> **What is needed**: Omit every picture, and retype the lines that run from the beginning of the data below through the line containing "Sans Mono CJK", inclusive.
* begin Provided material *
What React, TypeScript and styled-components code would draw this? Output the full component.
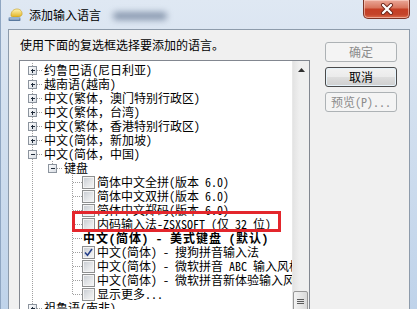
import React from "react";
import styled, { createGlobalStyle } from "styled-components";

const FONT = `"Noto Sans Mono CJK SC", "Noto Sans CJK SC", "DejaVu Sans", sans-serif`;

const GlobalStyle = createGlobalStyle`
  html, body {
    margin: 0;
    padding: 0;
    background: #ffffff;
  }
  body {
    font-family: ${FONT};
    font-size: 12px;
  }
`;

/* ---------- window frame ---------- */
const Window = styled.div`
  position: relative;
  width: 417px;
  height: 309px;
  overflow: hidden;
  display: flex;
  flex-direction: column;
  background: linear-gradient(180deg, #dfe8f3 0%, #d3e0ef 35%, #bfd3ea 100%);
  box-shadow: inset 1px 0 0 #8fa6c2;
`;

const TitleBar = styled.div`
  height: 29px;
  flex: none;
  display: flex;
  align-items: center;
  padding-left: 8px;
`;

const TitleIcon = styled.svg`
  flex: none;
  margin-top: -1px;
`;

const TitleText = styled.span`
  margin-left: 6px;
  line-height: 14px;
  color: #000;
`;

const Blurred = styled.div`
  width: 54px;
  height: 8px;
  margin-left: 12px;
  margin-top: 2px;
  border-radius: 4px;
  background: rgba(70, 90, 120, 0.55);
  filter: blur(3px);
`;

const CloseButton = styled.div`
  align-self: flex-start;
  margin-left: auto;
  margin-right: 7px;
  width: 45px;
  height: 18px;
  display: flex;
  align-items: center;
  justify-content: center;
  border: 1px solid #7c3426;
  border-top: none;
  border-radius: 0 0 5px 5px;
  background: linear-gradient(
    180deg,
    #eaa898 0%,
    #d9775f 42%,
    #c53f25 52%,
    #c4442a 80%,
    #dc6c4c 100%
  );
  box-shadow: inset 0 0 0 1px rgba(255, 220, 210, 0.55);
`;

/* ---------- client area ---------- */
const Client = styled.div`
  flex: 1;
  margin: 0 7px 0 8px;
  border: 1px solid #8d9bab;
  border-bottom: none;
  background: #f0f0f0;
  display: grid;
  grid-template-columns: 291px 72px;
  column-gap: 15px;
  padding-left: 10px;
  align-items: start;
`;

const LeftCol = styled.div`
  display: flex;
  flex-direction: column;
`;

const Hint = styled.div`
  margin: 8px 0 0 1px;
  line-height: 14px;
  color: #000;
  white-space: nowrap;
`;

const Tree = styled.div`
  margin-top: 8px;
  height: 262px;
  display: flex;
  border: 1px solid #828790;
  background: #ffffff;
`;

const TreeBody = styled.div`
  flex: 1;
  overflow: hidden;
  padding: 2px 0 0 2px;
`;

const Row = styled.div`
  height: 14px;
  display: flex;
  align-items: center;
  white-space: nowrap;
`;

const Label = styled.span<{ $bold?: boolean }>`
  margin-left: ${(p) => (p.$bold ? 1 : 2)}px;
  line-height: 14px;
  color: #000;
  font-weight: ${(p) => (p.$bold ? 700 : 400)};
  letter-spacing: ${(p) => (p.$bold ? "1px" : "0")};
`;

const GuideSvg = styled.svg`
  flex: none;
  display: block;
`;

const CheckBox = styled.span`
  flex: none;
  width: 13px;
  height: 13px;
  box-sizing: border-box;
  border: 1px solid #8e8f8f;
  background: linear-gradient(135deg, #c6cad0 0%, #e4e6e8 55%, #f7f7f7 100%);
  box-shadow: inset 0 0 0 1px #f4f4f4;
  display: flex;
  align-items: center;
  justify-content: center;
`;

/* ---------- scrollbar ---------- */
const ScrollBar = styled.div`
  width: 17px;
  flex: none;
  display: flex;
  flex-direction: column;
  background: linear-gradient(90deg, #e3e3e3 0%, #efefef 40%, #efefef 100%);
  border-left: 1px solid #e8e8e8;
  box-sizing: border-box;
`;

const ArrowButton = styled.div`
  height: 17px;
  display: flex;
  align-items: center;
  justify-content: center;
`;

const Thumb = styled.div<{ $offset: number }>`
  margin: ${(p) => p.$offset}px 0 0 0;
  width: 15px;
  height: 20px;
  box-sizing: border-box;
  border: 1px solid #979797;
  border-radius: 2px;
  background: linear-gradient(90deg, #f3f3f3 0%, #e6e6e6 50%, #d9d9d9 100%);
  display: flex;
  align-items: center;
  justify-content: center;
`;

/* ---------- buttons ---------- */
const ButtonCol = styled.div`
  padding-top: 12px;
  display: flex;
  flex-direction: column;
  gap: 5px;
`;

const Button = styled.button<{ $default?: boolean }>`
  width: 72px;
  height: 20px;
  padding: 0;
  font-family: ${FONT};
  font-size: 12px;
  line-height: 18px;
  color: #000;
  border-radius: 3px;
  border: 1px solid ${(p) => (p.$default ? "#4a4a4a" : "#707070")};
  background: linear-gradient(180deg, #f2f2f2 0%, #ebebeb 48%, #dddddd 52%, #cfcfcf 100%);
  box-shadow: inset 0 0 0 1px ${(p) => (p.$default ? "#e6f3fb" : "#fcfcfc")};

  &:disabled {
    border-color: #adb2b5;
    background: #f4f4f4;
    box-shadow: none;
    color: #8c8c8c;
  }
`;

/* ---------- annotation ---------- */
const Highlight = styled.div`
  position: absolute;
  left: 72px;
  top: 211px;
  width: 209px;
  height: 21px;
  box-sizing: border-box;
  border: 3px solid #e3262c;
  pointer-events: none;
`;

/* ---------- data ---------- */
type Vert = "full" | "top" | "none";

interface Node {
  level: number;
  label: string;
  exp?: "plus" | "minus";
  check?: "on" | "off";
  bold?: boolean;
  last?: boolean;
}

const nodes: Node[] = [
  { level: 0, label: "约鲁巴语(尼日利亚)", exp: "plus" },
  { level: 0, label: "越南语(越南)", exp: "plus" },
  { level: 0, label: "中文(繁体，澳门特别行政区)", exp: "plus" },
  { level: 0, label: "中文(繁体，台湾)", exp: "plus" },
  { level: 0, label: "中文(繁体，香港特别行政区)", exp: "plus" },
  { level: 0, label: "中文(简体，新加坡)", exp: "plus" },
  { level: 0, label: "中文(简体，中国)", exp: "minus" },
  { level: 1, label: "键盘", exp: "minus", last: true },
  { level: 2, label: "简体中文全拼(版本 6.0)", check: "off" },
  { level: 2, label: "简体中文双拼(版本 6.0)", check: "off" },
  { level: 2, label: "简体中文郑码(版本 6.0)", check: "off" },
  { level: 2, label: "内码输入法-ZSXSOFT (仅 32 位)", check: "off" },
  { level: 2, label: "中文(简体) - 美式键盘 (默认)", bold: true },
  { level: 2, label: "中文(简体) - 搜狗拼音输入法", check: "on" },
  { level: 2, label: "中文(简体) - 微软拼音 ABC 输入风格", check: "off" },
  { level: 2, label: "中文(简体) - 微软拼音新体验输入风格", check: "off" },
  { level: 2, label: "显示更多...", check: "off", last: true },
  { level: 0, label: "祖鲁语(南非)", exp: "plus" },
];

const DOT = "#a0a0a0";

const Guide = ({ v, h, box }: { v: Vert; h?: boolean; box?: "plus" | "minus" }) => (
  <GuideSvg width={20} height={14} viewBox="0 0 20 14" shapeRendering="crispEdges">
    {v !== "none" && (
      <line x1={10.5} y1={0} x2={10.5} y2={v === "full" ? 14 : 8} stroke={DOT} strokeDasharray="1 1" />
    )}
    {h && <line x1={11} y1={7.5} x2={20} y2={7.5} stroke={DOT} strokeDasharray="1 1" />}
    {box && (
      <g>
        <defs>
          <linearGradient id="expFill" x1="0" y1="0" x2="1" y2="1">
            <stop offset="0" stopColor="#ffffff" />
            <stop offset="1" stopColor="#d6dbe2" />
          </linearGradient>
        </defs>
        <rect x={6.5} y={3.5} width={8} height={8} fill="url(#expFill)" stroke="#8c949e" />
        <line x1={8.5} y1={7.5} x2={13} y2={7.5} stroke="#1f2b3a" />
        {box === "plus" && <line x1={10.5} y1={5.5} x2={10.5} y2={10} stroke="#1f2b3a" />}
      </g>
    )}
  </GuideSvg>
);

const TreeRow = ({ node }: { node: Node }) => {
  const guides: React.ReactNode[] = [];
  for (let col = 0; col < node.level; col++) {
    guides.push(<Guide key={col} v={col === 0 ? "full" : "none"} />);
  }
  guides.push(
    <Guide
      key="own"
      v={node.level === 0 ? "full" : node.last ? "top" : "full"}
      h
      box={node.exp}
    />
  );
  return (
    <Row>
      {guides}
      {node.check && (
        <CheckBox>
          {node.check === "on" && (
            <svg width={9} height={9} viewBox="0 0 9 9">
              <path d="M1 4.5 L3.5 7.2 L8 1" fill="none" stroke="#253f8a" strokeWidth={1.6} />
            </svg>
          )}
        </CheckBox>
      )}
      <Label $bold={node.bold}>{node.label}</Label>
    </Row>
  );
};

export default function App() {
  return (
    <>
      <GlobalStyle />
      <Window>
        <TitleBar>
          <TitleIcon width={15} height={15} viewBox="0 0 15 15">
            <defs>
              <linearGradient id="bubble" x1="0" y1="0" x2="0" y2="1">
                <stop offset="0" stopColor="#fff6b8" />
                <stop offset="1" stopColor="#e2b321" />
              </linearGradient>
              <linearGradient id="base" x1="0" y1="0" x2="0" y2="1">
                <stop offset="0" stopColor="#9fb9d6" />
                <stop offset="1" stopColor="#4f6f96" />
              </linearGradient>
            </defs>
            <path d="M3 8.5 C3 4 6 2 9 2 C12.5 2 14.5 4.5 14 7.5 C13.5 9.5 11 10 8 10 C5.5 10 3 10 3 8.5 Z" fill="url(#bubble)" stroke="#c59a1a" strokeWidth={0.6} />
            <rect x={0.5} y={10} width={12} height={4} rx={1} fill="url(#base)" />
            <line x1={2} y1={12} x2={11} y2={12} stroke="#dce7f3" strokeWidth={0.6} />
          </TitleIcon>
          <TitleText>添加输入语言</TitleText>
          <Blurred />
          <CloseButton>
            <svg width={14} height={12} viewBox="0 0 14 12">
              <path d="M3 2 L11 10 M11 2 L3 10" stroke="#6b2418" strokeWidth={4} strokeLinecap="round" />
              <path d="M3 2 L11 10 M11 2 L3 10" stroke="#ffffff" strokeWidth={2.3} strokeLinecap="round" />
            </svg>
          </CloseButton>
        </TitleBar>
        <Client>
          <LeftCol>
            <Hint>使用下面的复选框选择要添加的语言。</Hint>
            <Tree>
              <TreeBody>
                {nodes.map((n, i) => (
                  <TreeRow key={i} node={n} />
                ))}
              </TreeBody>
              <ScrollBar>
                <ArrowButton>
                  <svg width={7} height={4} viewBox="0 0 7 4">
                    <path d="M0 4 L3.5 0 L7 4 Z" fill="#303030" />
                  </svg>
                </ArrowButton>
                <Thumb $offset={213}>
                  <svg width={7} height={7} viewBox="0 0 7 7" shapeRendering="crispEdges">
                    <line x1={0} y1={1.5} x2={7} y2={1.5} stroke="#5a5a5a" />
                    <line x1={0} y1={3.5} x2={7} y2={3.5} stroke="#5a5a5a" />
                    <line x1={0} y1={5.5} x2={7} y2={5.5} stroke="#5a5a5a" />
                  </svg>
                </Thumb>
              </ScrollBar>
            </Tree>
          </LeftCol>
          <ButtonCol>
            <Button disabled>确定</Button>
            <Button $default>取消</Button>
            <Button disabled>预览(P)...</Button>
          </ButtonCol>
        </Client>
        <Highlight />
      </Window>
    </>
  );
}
* end Provided material *
> **Response to this task**:
What React, TypeScript and styled-components code would draw this? Output the full component.
import React from "react";
import styled, { createGlobalStyle } from "styled-components";

const FONT = `"Noto Sans Mono CJK SC", "Noto Sans CJK SC", "DejaVu Sans", sans-serif`;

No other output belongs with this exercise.